Recorded information:
- - -

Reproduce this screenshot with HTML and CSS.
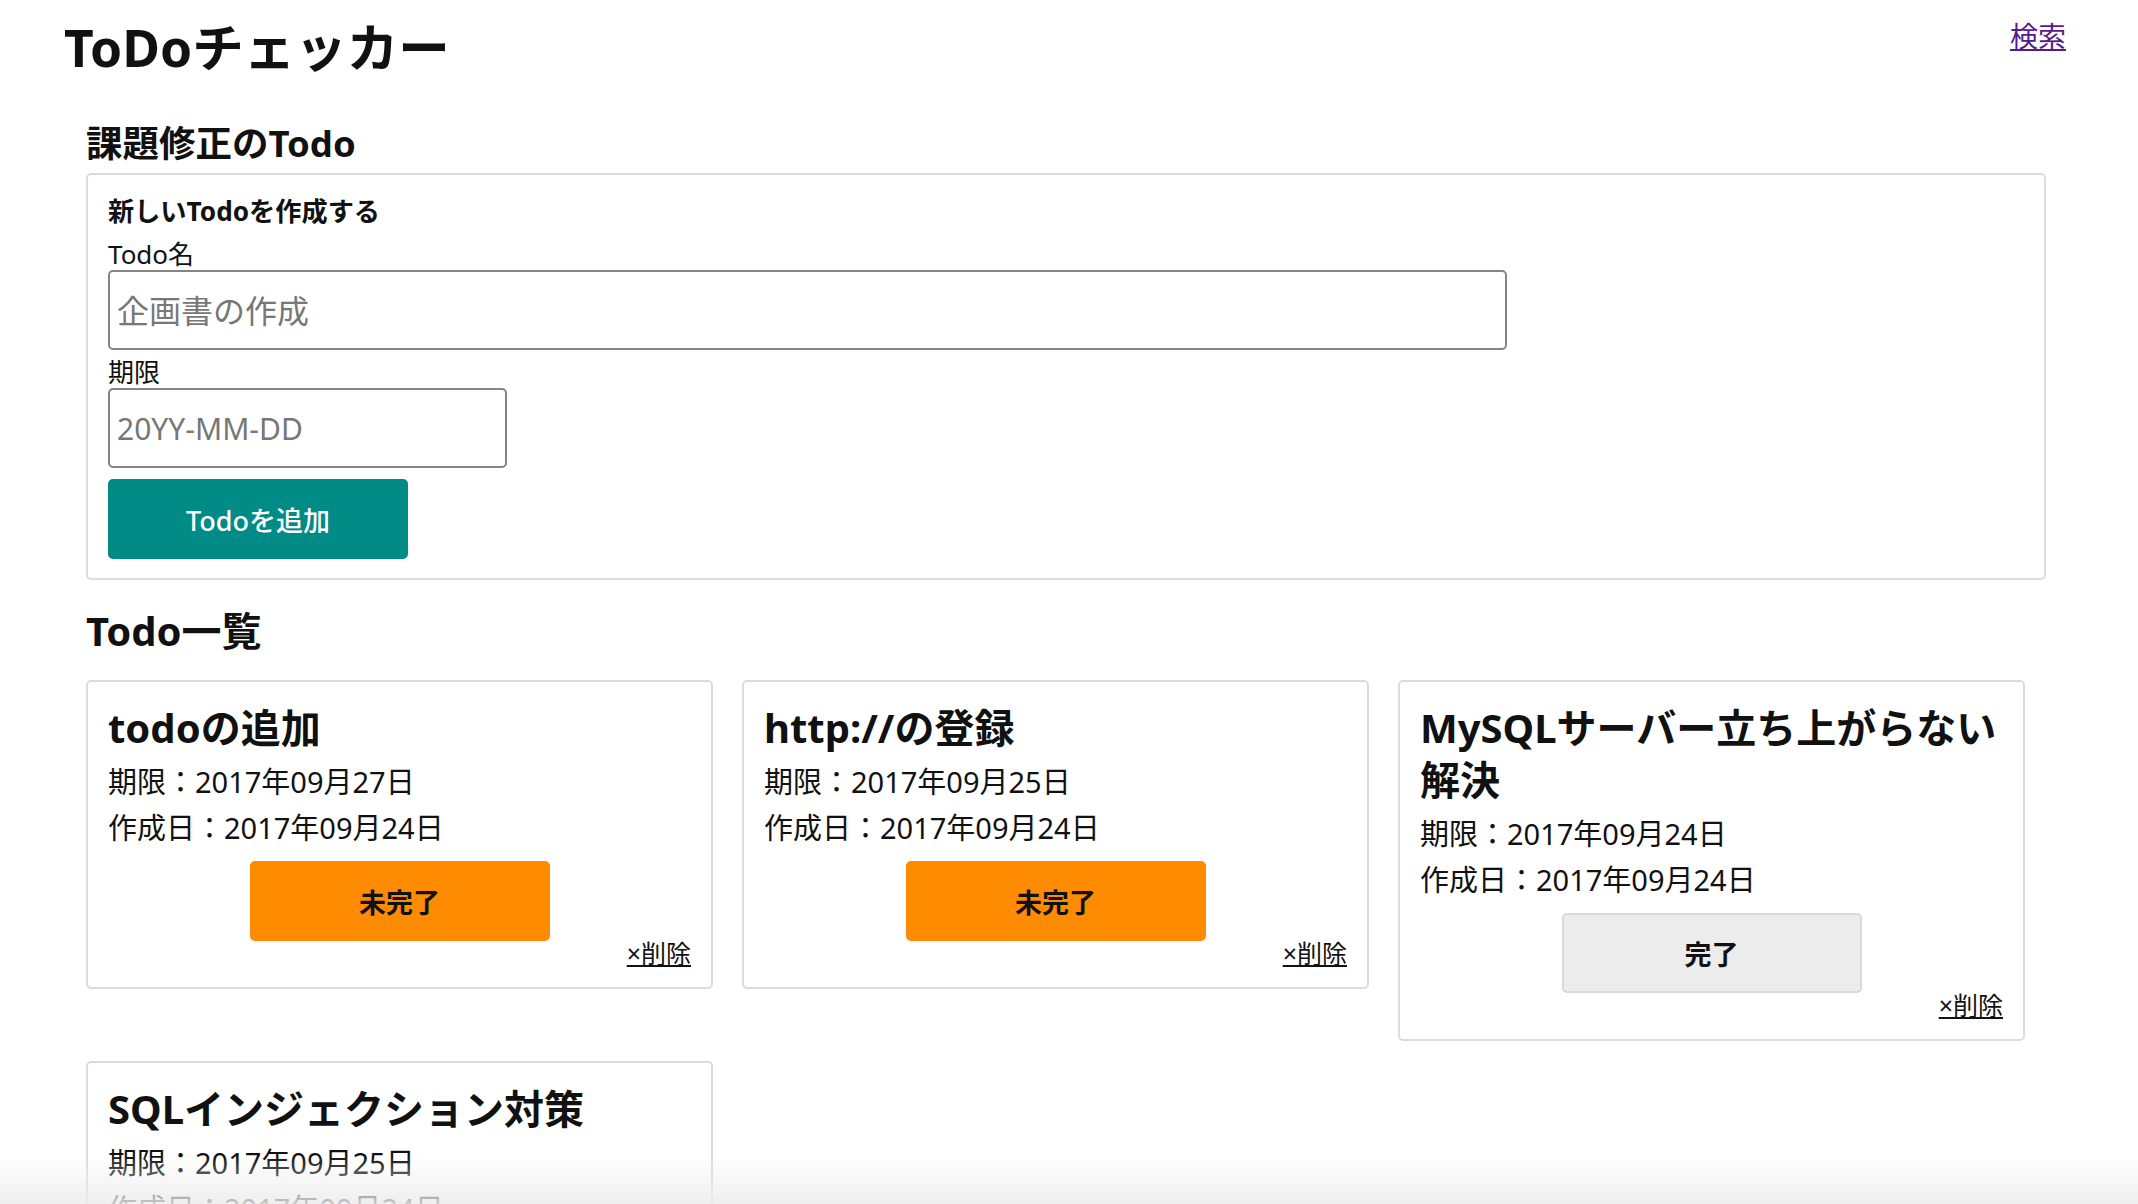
FILE: index.html
```html
<!DOCTYPE html>
<html lang="ja">
<head>
<meta charset="utf-8">
<title>ToDoチェッカー</title>
<link rel="stylesheet" href="styles.css">
</head>
<body>
<header class="top">
  <h1 class="title">ToDoチェッカー</h1>
  <a class="search" href="#">検索</a>
</header>
<main class="main">
  <h2 class="section section-form">課題修正のTodo</h2>
  <form class="form-box">
    <h3 class="form-title">新しいTodoを作成する</h3>
    <label class="label" for="name">Todo名</label>
    <input class="input input-name" id="name" type="text" placeholder="企画書の作成">
    <label class="label" for="limit">期限</label>
    <input class="input input-date" id="limit" type="text" placeholder="20YY-MM-DD">
    <button class="btn-add" type="button">Todoを追加</button>
  </form>

  <h2 class="section section-list">Todo一覧</h2>
  <div class="cards">
    <div class="card">
      <h3 class="card-title">todoの追加</h3>
      <p class="card-line">期限：2017年09月27日</p>
      <p class="card-line">作成日：2017年09月24日</p>
      <button class="btn-status btn-todo" type="button">未完了</button>
      <div class="card-foot"><a class="del" href="#">×削除</a></div>
    </div>
    <div class="card">
      <h3 class="card-title">http://の登録</h3>
      <p class="card-line">期限：2017年09月25日</p>
      <p class="card-line">作成日：2017年09月24日</p>
      <button class="btn-status btn-todo" type="button">未完了</button>
      <div class="card-foot"><a class="del" href="#">×削除</a></div>
    </div>
    <div class="card">
      <h3 class="card-title">MySQLサーバー立ち上がらない解決</h3>
      <p class="card-line">期限：2017年09月24日</p>
      <p class="card-line">作成日：2017年09月24日</p>
      <button class="btn-status btn-done" type="button">完了</button>
      <div class="card-foot"><a class="del" href="#">×削除</a></div>
    </div>
    <div class="card">
      <h3 class="card-title">SQLインジェクション対策</h3>
      <p class="card-line">期限：2017年09月25日</p>
      <p class="card-line">作成日：2017年09月24日</p>
      <button class="btn-status btn-todo" type="button">未完了</button>
      <div class="card-foot"><a class="del" href="#">×削除</a></div>
    </div>
  </div>
</main>
<div class="fade"></div>
</body>
</html>
```

FILE: styles.css
```css
html, body {
  background: #fff;
}
body {
  margin: 0;
  padding: 0 72px 40px 64px;
  font-family: "Noto Sans", "Noto Sans CJK JP", sans-serif;
  color: #111;
}
.top {
  display: flex;
  justify-content: space-between;
  align-items: flex-start;
}
.title {
  margin: 12px 0 0;
  font-size: 51.5px;
  line-height: 70px;
  font-weight: 700;
}
.search {
  margin-top: 16px;
  font-size: 28px;
  line-height: 40px;
  color: #551a8b;
  text-decoration: underline;
}
.main {
  margin-left: 22px;
}
.section {
  font-weight: 700;
  line-height: 44px;
}
.section-form {
  font-size: 36.5px;
  margin: 39px 0 8px;
}
.section-list {
  font-size: 40px;
  margin: 29px 0 27px;
}
.form-box {
  margin: 0 20px 0 0;
  border: 2px solid #dcdcdc;
  border-radius: 5px;
  padding: 19px 20px 19px;
}
.form-title {
  margin: 0 0 10px;
  font-size: 26.2px;
  line-height: 34px;
  font-weight: 700;
}
.label {
  display: block;
  font-size: 26px;
  line-height: 32px;
}
.input {
  display: block;
  box-sizing: border-box;
  height: 80px;
  border: 2px solid #858585;
  border-radius: 5px;
  padding: 0 7px;
  font-family: "Noto Sans", "Noto Sans CJK JP", sans-serif;
  font-size: 32px;
  color: #111;
  background: #fff;
}
.input::placeholder {
  color: #777;
}
.input-name {
  width: 1399px;
  margin-bottom: 6px;
}
.input-date {
  width: 399px;
  margin-bottom: 11px;
  font-size: 30px;
}
.btn-add {
  display: block;
  width: 300px;
  height: 80px;
  border: none;
  border-radius: 5px;
  background: #008b87;
  color: #fff;
  font-family: "Noto Sans", "Noto Sans CJK JP", sans-serif;
  font-size: 27px;
  font-weight: 500;
}
.cards {
  display: grid;
  grid-template-columns: repeat(3, 627px);
  column-gap: 29px;
  row-gap: 20px;
  align-items: start;
}
.card {
  box-sizing: border-box;
  border: 2px solid #dcdcdc;
  border-radius: 5px;
  padding: 20px 20px 22px;
}
.card-title {
  margin: 0 0 5px;
  font-size: 40px;
  line-height: 52px;
  font-weight: 700;
}
.card-line {
  margin: 0;
  font-size: 29px;
  line-height: 46px;
}
.btn-status {
  display: block;
  box-sizing: border-box;
  width: 300px;
  height: 80px;
  margin: 10px auto 0;
  border-radius: 5px;
  font-family: "Noto Sans", "Noto Sans CJK JP", sans-serif;
  font-size: 27px;
  font-weight: 700;
  color: #111;
}
.btn-todo {
  background: #ff8c00;
  border: none;
}
.btn-done {
  background: #ececec;
  border: 2px solid #dadada;
}
.card-foot {
  text-align: right;
  font-size: 25px;
  line-height: 24px;
}
.del {
  color: #111;
  text-decoration: underline;
}
.fade {
  position: fixed;
  left: 0;
  right: 0;
  bottom: 0;
  height: 48px;
  background: linear-gradient(to bottom, rgba(240, 240, 240, 0), rgba(236, 236, 236, 0.85));
  pointer-events: none;
}
```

- - -

What you need to do:
Repeat the listing in full and exactly. Do not include any images.

Right answer:
Reproduce this screenshot with HTML and CSS.
FILE: index.html
```html
<!DOCTYPE html>
<html lang="ja">
<head>
<meta charset="utf-8">
<title>ToDoチェッカー</title>
<link rel="stylesheet" href="styles.css">
</head>
<body>
<header class="top">
  <h1 class="title">ToDoチェッカー</h1>
  <a class="search" href="#">検索</a>
</header>
<main class="main">
  <h2 class="section section-form">課題修正のTodo</h2>
  <form class="form-box">
    <h3 class="form-title">新しいTodoを作成する</h3>
    <label class="label" for="name">Todo名</label>
    <input class="input input-name" id="name" type="text" placeholder="企画書の作成">
    <label class="label" for="limit">期限</label>
    <input class="input input-date" id="limit" type="text" placeholder="20YY-MM-DD">
    <button class="btn-add" type="button">Todoを追加</button>
  </form>

  <h2 class="section section-list">Todo一覧</h2>
  <div class="cards">
    <div class="card">
      <h3 class="card-title">todoの追加</h3>
      <p class="card-line">期限：2017年09月27日</p>
      <p class="card-line">作成日：2017年09月24日</p>
      <button class="btn-status btn-todo" type="button">未完了</button>
      <div class="card-foot"><a class="del" href="#">×削除</a></div>
    </div>
    <div class="card">
      <h3 class="card-title">http://の登録</h3>
      <p class="card-line">期限：2017年09月25日</p>
      <p class="card-line">作成日：2017年09月24日</p>
      <button class="btn-status btn-todo" type="button">未完了</button>
      <div class="card-foot"><a class="del" href="#">×削除</a></div>
    </div>
    <div class="card">
      <h3 class="card-title">MySQLサーバー立ち上がらない解決</h3>
      <p class="card-line">期限：2017年09月24日</p>
      <p class="card-line">作成日：2017年09月24日</p>
      <button class="btn-status btn-done" type="button">完了</button>
      <div class="card-foot"><a class="del" href="#">×削除</a></div>
    </div>
    <div class="card">
      <h3 class="card-title">SQLインジェクション対策</h3>
      <p class="card-line">期限：2017年09月25日</p>
      <p class="card-line">作成日：2017年09月24日</p>
      <button class="btn-status btn-todo" type="button">未完了</button>
      <div class="card-foot"><a class="del" href="#">×削除</a></div>
    </div>
  </div>
</main>
<div class="fade"></div>
</body>
</html>
```

FILE: styles.css
```css
html, body {
  background: #fff;
}
body {
  margin: 0;
  padding: 0 72px 40px 64px;
  font-family: "Noto Sans", "Noto Sans CJK JP", sans-serif;
  color: #111;
}
.top {
  display: flex;
  justify-content: space-between;
  align-items: flex-start;
}
.title {
  margin: 12px 0 0;
  font-size: 51.5px;
  line-height: 70px;
  font-weight: 700;
}
.search {
  margin-top: 16px;
  font-size: 28px;
  line-height: 40px;
  color: #551a8b;
  text-decoration: underline;
}
.main {
  margin-left: 22px;
}
.section {
  font-weight: 700;
  line-height: 44px;
}
.section-form {
  font-size: 36.5px;
  margin: 39px 0 8px;
}
.section-list {
  font-size: 40px;
  margin: 29px 0 27px;
}
.form-box {
  margin: 0 20px 0 0;
  border: 2px solid #dcdcdc;
  border-radius: 5px;
  padding: 19px 20px 19px;
}
.form-title {
  margin: 0 0 10px;
  font-size: 26.2px;
  line-height: 34px;
  font-weight: 700;
}
.label {
  display: block;
  font-size: 26px;
  line-height: 32px;
}
.input {
  display: block;
  box-sizing: border-box;
  height: 80px;
  border: 2px solid #858585;
  border-radius: 5px;
  padding: 0 7px;
  font-family: "Noto Sans", "Noto Sans CJK JP", sans-serif;
  font-size: 32px;
  color: #111;
  background: #fff;
}
.input::placeholder {
  color: #777;
}
.input-name {
  width: 1399px;
  margin-bottom: 6px;
}
.input-date {
  width: 399px;
  margin-bottom: 11px;
  font-size: 30px;
}
.btn-add {
  display: block;
  width: 300px;
  height: 80px;
  border: none;
  border-radius: 5px;
  background: #008b87;
  color: #fff;
  font-family: "Noto Sans", "Noto Sans CJK JP", sans-serif;
  font-size: 27px;
  font-weight: 500;
}
.cards {
  display: grid;
  grid-template-columns: repeat(3, 627px);
  column-gap: 29px;
  row-gap: 20px;
  align-items: start;
}
.card {
  box-sizing: border-box;
  border: 2px solid #dcdcdc;
  border-radius: 5px;
  padding: 20px 20px 22px;
}
.card-title {
  margin: 0 0 5px;
  font-size: 40px;
  line-height: 52px;
  font-weight: 700;
}
.card-line {
  margin: 0;
  font-size: 29px;
  line-height: 46px;
}
.btn-status {
  display: block;
  box-sizing: border-box;
  width: 300px;
  height: 80px;
  margin: 10px auto 0;
  border-radius: 5px;
  font-family: "Noto Sans", "Noto Sans CJK JP", sans-serif;
  font-size: 27px;
  font-weight: 700;
  color: #111;
}
.btn-todo {
  background: #ff8c00;
  border: none;
}
.btn-done {
  background: #ececec;
  border: 2px solid #dadada;
}
.card-foot {
  text-align: right;
  font-size: 25px;
  line-height: 24px;
}
.del {
  color: #111;
  text-decoration: underline;
}
.fade {
  position: fixed;
  left: 0;
  right: 0;
  bottom: 0;
  height: 48px;
  background: linear-gradient(to bottom, rgba(240, 240, 240, 0), rgba(236, 236, 236, 0.85));
  pointer-events: none;
}
```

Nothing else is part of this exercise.